I do agree that Iraq once had chemical WMDs, and that they were hidden from the inspectors. But here I have an advantage as compared to you. I should explain. Finding WMDs is similar, in certain ways, to finding errors in systems. As an engineer, I have massive amounts of experience finding errors. Here are some attributes of the process I'll share with you:

(1) The bad news is that you can never find all the errors. There will always be "WMDs" in Iraq. Stuff gets lost in a single room in just one laboratory. Iraq, on the other hand is huge. The good news is that Saddam probably can't find them either. In any case it doesn't matter so much. The more significant errors typically show up early, and note that the UN resolution explicitly allows for minor problems.

(2) Subject to certain limitation, you can estimate the total number of errors remaining, by keeping track of the number you're finding per some suitable measurement such as number of customers shipped to, or amount of labor spent looking for errors. Some of the previous inspectors say that the number of WMDs being found had already fallen off to near zero by 1998, and that there were likely few WMDs, or evidence of prior work on them, left in Iraq.

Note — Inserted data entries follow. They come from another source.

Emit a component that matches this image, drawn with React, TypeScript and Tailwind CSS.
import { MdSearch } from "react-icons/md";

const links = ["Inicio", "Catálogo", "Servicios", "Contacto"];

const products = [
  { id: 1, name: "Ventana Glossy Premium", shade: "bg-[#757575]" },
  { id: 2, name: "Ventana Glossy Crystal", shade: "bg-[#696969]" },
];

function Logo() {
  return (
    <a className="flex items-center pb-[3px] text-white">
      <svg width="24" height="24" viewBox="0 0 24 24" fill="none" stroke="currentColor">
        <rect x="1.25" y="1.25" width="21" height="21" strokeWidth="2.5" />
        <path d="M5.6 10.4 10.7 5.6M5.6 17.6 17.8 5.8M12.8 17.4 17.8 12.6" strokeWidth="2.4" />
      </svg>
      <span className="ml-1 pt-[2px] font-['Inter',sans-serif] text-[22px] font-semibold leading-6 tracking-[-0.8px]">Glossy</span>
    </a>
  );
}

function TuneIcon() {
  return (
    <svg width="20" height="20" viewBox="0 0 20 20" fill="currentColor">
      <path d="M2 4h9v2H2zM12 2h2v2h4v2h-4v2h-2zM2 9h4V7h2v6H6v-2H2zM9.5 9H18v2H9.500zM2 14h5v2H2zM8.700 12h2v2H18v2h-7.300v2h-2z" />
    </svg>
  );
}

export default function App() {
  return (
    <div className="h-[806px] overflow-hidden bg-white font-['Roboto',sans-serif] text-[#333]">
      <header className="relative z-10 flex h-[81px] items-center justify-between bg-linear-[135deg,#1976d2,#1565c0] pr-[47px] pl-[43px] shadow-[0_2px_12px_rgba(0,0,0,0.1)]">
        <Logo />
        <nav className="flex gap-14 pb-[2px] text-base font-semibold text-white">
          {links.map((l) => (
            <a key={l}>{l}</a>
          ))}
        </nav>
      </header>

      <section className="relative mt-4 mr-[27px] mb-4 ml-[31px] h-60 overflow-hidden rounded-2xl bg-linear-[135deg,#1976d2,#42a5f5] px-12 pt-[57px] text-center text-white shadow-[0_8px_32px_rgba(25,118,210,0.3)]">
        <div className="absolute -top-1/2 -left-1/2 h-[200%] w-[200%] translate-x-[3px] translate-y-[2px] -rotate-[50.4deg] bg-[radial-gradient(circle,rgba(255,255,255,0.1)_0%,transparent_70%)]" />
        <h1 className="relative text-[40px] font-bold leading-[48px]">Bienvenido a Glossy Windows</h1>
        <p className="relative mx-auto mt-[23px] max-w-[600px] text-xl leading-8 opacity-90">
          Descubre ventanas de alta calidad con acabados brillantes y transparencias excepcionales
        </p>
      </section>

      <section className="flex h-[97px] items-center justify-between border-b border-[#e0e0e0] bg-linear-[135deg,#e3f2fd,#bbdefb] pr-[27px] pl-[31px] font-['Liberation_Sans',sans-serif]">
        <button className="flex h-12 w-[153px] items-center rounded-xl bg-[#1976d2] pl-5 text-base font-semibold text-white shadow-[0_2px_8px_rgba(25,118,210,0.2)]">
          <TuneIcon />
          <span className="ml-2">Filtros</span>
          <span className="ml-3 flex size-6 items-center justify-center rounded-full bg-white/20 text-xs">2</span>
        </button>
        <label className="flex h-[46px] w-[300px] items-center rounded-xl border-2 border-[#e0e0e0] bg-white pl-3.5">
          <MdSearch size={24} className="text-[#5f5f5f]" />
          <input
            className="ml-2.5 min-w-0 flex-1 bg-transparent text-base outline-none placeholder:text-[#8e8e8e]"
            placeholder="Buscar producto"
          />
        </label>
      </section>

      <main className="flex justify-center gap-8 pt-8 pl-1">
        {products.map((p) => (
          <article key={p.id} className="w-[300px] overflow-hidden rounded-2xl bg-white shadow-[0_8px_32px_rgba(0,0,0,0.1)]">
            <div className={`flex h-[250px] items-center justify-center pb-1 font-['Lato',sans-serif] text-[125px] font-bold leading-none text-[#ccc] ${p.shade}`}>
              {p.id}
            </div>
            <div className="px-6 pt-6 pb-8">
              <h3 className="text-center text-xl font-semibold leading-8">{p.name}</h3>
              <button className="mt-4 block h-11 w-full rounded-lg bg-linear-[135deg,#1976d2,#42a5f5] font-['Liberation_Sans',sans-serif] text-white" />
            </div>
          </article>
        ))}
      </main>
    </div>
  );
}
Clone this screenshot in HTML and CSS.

I admit that we have wildly different opinions from the weapons inspectors themselves over how much further inspection is needed. But one of my observations on human nature is that when a question comes up as to whether or not an expert's assistance is needed, it is a fact that the "experts" will almost always aver that expert assistance is not only needed, but, indeed, is demanded! This observation applies to experts of all types, inspectors, college professors, high school teachers, accountants, etc., and of course, lawyers. The fact that the weapons inspectors are collecting paychecks for inspecting is plenty of reason to apply a discounting factor to their insistence that inspections are extremely important.

-- Carl

P.S. This is not some trial to determine whether a home owner should have to pay a contractor for a faulty roof. Nor are we arguing a judgement on whether or not to execute a prisoner.

We are not talking here about the prospective, society sanctioned killing of a (very likely guilty) individual. What we are talking about is the society sanctioned killing of at least thousands, and possibly as much as hundreds of thousands of innocent people.

So, in a case which is far more important the most important case ever argued before the US Supreme Court, would you really make the assumption that anyone who refuses to talk to the police is guilty? That would simplify our criminal justice system considerably, LOL.

A guy who refuses to talk to the police about where he was last night may have spent the night with the widow next door rather than with a gun in his hand. And Saddam kicked the inspectors out because (he believed that) sanctions were not going to be lifted no matter how long he let the inspectors run loose (as indicated by our own free press), and the inspectors were asking questions about things he didn't want public knowledge (like where he sleeps at night, also as indicated by our own free press).